Leverage pandas’ flexible I/O to load raw data into a DataFrame.

    import pandas as pd

    df = pd.read_csv(raw_dir / 'titanic.csv')

⸻

Data Quality Checks

Before any transformation, profile the dataset:

    df.head(5)      # Preview first 5 rows
    df.info()       # Structure: row counts, dtypes, null counts
    df.dtypes       # Column data types

This step defines your cleaning strategy based on data shape, completeness, and types.

⸻

Missing Data Strategy

1.	Row-level NA removal

Drop rows exceeding a missing-value tolerance:

    threshold = len(df.columns)//2
    df.dropna(thresh=threshold, inplace=True)

2.	Imputation

For Age, median is preferred over mean to reduce skew impact:

    df['Age'] = df['Age'].fillna(df['Age'].median())

⸻

Categorical Encoding

Map human-readable categories to numeric codes for model compatibility.

    df['Sex'] = df['Sex'].map({'male': 0, 'female': 1})

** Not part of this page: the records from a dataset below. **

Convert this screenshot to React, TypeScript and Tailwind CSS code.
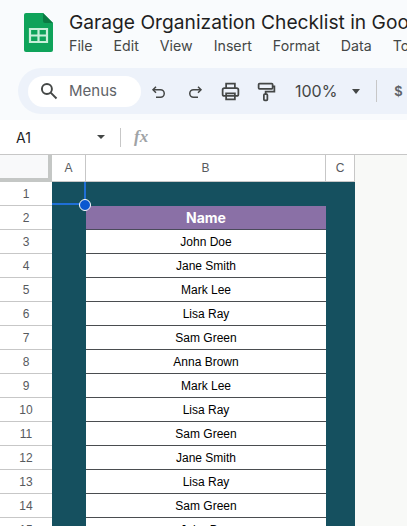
import React from "react";

const names = ["John Doe","Jane Smith","Mark Lee","Lisa Ray","Sam Green","Anna Brown","Mark Lee","Lisa Ray","Sam Green","Jane Smith","Lisa Ray","Sam Green","John Doe"];

function Ico({ children, className = "" }: { children: React.ReactNode; className?: string }) {
  return (
    <svg viewBox="0 0 24 24" fill="none" stroke="#444746" strokeWidth="2" className={className}>
      {children}
    </svg>
  );
}

export default function App() {
  return (
    <div className="w-[407px] h-[526px] overflow-hidden bg-[#f9fbfd] flex flex-col font-['Liberation_Sans',sans-serif]">
      {/* Title area */}
      <div className="h-[68px] flex shrink-0">
        <div className="w-[69px] pl-[24px] pt-[13px] shrink-0">
          <svg width="29" height="39" viewBox="0 0 29 39">
            <path d="M2 0H19L29 10V37a2 2 0 0 1-2 2H2a2 2 0 0 1-2-2V2a2 2 0 0 1 2-2Z" fill="#0fa35a" />
            <path d="M19 0L29 10H21a2 2 0 0 1-2-2Z" fill="#0b7a43" />
            <path d="M6 16H23V29H6Z" fill="none" stroke="#c8efd9" strokeWidth="2.2" />
            <path d="M6 22.5H23M14.500 16V29" stroke="#c8efd9" strokeWidth="2.200" />
          </svg>
        </div>
        <div className="flex flex-col min-w-0 pt-[9px]">
          <div className="text-[19.2px] leading-[26px] text-[#1f1f1f] whitespace-nowrap font-['Inter',sans-serif]">Garage Organization Checklist in Google Sheets</div>
          <div className="flex gap-[21px] mt-[1px] text-[14.2px] leading-[20px] text-[#444746] whitespace-nowrap font-['Inter',sans-serif]">
            <span>File</span><span>Edit</span><span>View</span><span>Insert</span><span>Format</span><span>Data</span><span>Tools</span>
          </div>
        </div>
      </div>
      {/* Toolbar */}
      <div className="h-[46px] ml-[18px] bg-[#edf2fa] rounded-l-[23px] flex items-center pl-[10px] shrink-0">
        <div className="w-[113px] h-[31px] bg-white rounded-full flex items-center pl-[11px] shrink-0">
          <svg width="20" height="20" viewBox="0 0 24 24" fill="none" stroke="#444746" strokeWidth="2.300"><circle cx="9.500" cy="9.500" r="6" /><path d="M14 14l7 7" /></svg>
          <span className="ml-[10px] text-[15px] text-[#5f6368] font-['Inter',sans-serif]">Menus</span>
        </div>
        <Ico className="w-[18px] h-[18px] ml-[9px] mt-[2px] shrink-0"><path d="M8 5L4 9l4 4" /><path d="M4 9h10a5 5 0 0 1 0 10H8" /></Ico>
        <Ico className="w-[18px] h-[18px] ml-[18px] mt-[2px] shrink-0"><path d="M16 5l4 4-4 4" /><path d="M20 9H10a5 5 0 0 0 0 10h6" /></Ico>
        <Ico className="w-[21px] h-[21px] ml-[16px] shrink-0"><path d="M7 8V3h10v5" /><rect x="3" y="8" width="18" height="9" rx="2" /><path d="M7 14h10v7H7z" /></Ico>
        <Ico className="w-[21px] h-[21px] ml-[15px] shrink-0"><rect x="3" y="3" width="16" height="6" rx="1" /><path d="M19 6h2v6H11v3" /><rect x="9" y="15" width="4" height="7" rx="1" /></Ico>
        <span className="ml-[18px] text-[16px] text-[#444746] font-['Inter',sans-serif] shrink-0">100%</span>
        <div className="ml-[15px] w-0 h-0 border-x-[4px] border-x-transparent border-t-[5px] border-t-[#444746] shrink-0" />
        <div className="ml-[16px] w-px h-[22px] bg-[#c7c7c7] shrink-0" />
        <span className="ml-[17px] text-[14px] font-bold text-[#5f6368] shrink-0">$</span>
      </div>
      <div className="h-[6px] shrink-0" />
      {/* Formula bar */}
      <div className="h-[35px] bg-white flex items-center border-b border-[#c7c7c7] shrink-0">
        <span className="ml-[16px] w-[81px] text-[14px] text-[#1f1f1f] font-['Inter',sans-serif]">A1</span>
        <div className="w-0 h-0 border-x-[4px] border-x-transparent border-t-[4px] border-t-[#444746]" />
        <div className="ml-[15px] w-px h-[19px] bg-[#c7c7c7]" />
        <span className="ml-[13px] text-[17px] font-bold italic text-[#a0a3a6] font-['Liberation_Serif',serif]">fx</span>
      </div>
      {/* Grid */}
      <div className="relative flex-1 bg-[#f8f9f7] overflow-hidden">
        <div className="flex h-[27px] text-[12px] text-[#575a5e]">
          <div className="w-[52px] shrink-0 bg-[#f8f9fa] border-r-[4px] border-b-[4px] border-[#c4c7c5]" />
          <div className="w-[34px] bg-white border-r border-b border-[#c7c7c7] flex items-center justify-center">A</div>
          <div className="w-[240px] bg-white border-r border-b border-[#c7c7c7] flex items-center justify-center">B</div>
          <div className="w-[29px] bg-white border-r border-b border-[#c7c7c7] flex items-center justify-center">C</div>
        </div>
        <div className="w-[355px]">
          <div className="flex h-[24px]">
            <div className="w-[52px] shrink-0 bg-white border-b border-[#c7c7c7] flex items-center justify-center text-[12px] text-[#575a5e]">1</div>
            <div className="flex-1 bg-[#15505f]" />
          </div>
          <div className="flex h-[24px]">
            <div className="w-[52px] shrink-0 bg-white border-b border-[#c7c7c7] flex items-center justify-center text-[12px] text-[#575a5e]">2</div>
            <div className="w-[34px] bg-[#15505f]" />
            <div className="w-[240px] bg-[#8a70a6] border-b border-[#4a4a5a] flex items-center justify-center text-[14px] font-bold text-white font-['Inter',sans-serif]">Name</div>
            <div className="w-[29px] bg-[#15505f]" />
          </div>
          {names.map((n, i) => (
            <div key={i} className="flex h-[24px]">
              <div className="w-[52px] shrink-0 bg-white border-b border-[#c7c7c7] flex items-center justify-center text-[12px] text-[#575a5e]">{i + 3}</div>
              <div className="w-[34px] bg-[#15505f]" />
              <div className="w-[240px] bg-white border-b border-[#4a4d50] flex items-center justify-center text-[12px] text-black">{n}</div>
              <div className="w-[29px] bg-[#15505f]" />
            </div>
          ))}
        </div>
        {/* selection */}
        <div className="absolute left-[52px] top-[27px] w-[34px] h-[23px] border-r-2 border-b-2 border-[#1f6fd6]" />
        <div className="absolute left-[79px] top-[44px] w-[12px] h-[12px] rounded-full bg-[#0b57d0] border-[1.5px] border-white" />
      </div>
    </div>
  );
}
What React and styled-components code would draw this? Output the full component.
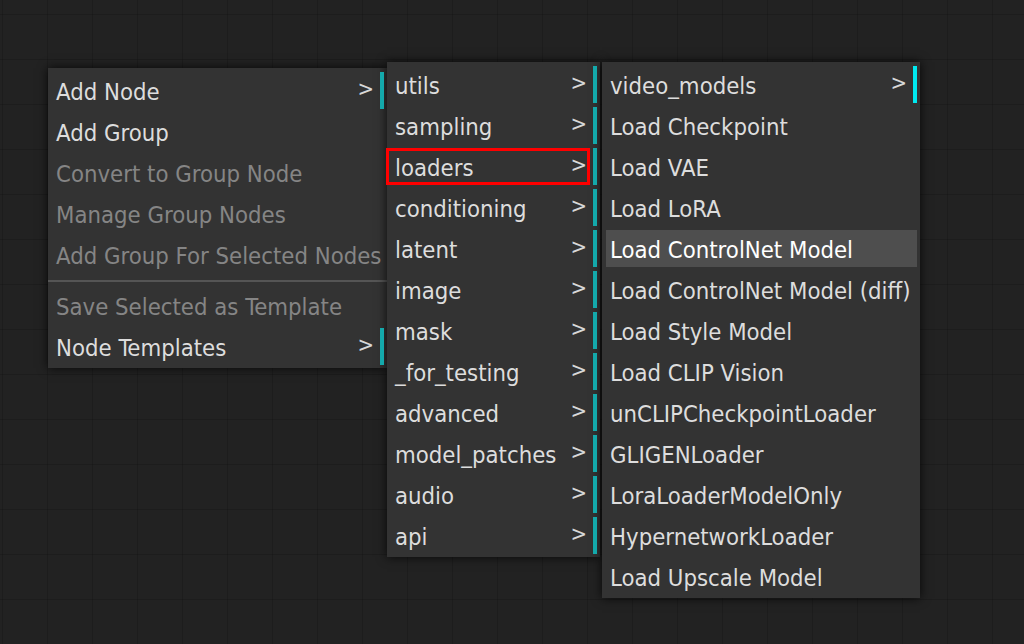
import styled, { createGlobalStyle } from 'styled-components'

const GlobalStyle = createGlobalStyle`
  html, body {
    margin: 0;
    padding: 0;
    background: #222222;
  }
`
const Canvas = styled.div`
  width: 1024px;
  height: 644px;
  box-sizing: border-box;
  overflow: hidden;
  padding: 62px 0 0 48px;
  display: flex;
  align-items: flex-start;
  background-color: #222222;
  background-image:
    linear-gradient(to right, rgba(0, 0, 0, 0.14) 1px, transparent 1px),
    linear-gradient(to bottom, rgba(0, 0, 0, 0.14) 1px, transparent 1px);
  background-size: 45px 45px;
  background-position: 2px 14px;
  font-family: "DejaVu Sans Condensed", "DejaVu Sans", sans-serif;
  font-stretch: condensed;
`
const Menu = styled.div`
  width: ${p => p.$width}px;
  margin: ${p => p.$drop || 0}px 0 0 ${p => p.$gap || 0}px;
  box-sizing: border-box;
  flex-shrink: 0;
  display: flex;
  flex-direction: column;
  padding: 2px 0 1px;
  background: #333333;
  box-shadow: 0 0 10px rgba(0, 0, 0, 0.8);
`
const Entry = styled.div`
  position: relative;
  height: 37px;
  margin: 2px 3px 2px 4px;
  padding: 2px 0 0 4px;
  box-sizing: border-box;
  display: flex;
  align-items: center;
  justify-content: space-between;
  font-size: 23.7px;
  white-space: nowrap;
  color: ${p => (p.$disabled ? '#858585' : p.$hover ? '#ffffff' : '#dddddd')};
  background: ${p => (p.$hover ? '#4e4e4e' : 'transparent')};
  border-right: ${p => (p.$sub ? `4px solid ${p.$bright ? '#00e9f0' : '#14a9ab'}` : 'none')};
`
const Arrow = styled.span`
  margin-right: 6px;
  margin-top: -6px;
  font-size: 22px;
  color: #d8d8d8;
`
const Separator = styled.div`
  height: 2px;
  margin: 5px 0 3px;
  background: #555555;
`
const Marker = styled.div`
  position: absolute;
  left: -5px;
  right: 3px;
  top: 0;
  bottom: 0;
  border: 3px solid #ff0000;
  pointer-events: none;
`

const mainMenu = [
  { label: 'Add Node', sub: true },
  { label: 'Add Group' },
  { label: 'Convert to Group Node', disabled: true },
  { label: 'Manage Group Nodes', disabled: true },
  { label: 'Add Group For Selected Nodes', disabled: true },
  { separator: true },
  { label: 'Save Selected as Template', disabled: true },
  { label: 'Node Templates', sub: true }
]

const categories = [
  'utils', 'sampling', 'loaders', 'conditioning', 'latent', 'image',
  'mask', '_for_testing', 'advanced', 'model_patches', 'audio', 'api'
].map(label => ({ label, sub: true, marked: label === 'loaders' }))

const loaders = [
  { label: 'video_models', sub: true, bright: true },
  { label: 'Load Checkpoint' },
  { label: 'Load VAE' },
  { label: 'Load LoRA' },
  { label: 'Load ControlNet Model', hover: true },
  { label: 'Load ControlNet Model (diff)' },
  { label: 'Load Style Model' },
  { label: 'Load CLIP Vision' },
  { label: 'unCLIPCheckpointLoader' },
  { label: 'GLIGENLoader' },
  { label: 'LoraLoaderModelOnly' },
  { label: 'HypernetworkLoader' },
  { label: 'Load Upscale Model' }
]

const ContextMenu = ({ items, width, drop, gap }) => (
  <Menu $width={width} $drop={drop} $gap={gap}>
    {items.map((it, i) =>
      it.separator ? (
        <Separator key={i} />
      ) : (
        <Entry key={i} $disabled={it.disabled} $sub={it.sub} $bright={it.bright} $hover={it.hover}>
          <span>{it.label}</span>
          {it.sub ? <Arrow>&gt;</Arrow> : null}
          {it.marked ? <Marker /> : null}
        </Entry>
      )
    )}
  </Menu>
)

const App = () => (
  <Canvas>
    <GlobalStyle />
    <ContextMenu items={mainMenu} width={339} drop={6} />
    <ContextMenu items={categories} width={213} />
    <ContextMenu items={loaders} width={318} gap={2} />
  </Canvas>
)
export default App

For multi-category features, consider pd.get_dummies() or sklearn.preprocessing.OneHotEncoder.

⸻

Full Example

    from pathlib import Path
    import pandas as pd

    project_dir = Path.cwd().parents[1]
    raw_dir = project_dir / 'data' / 'raw'

    df = pd.read_csv(raw_dir / 'titanic.csv')

    print(df.head(5))
    print(df.info())

    threshold = int(len(df.columns) / 2)
    df.dropna(thresh=threshold, inplace=True)

    df['Age'] = df['Age'].fillna(df['Age'].median())
    df['Sex'] = df['Sex'].map({'male': 0, 'female': 1})

⸻

Best Practices & Notes

•	Check NA distribution early: df.isna().sum()
•	Always define NA thresholds in relative terms (e.g., percentage of columns), not magic numbers.
•	For categorical encoding, keep mapping logic centralized for consistency across pipelines.
•	Use inplace=True or reassign to avoid silent data loss from forgetting to store transformed results.

⸻

By following this workflow, you ensure your Titanic dataset is clean, consistent, and ready for downstream analytics or modeling—with practices that scale to production environments.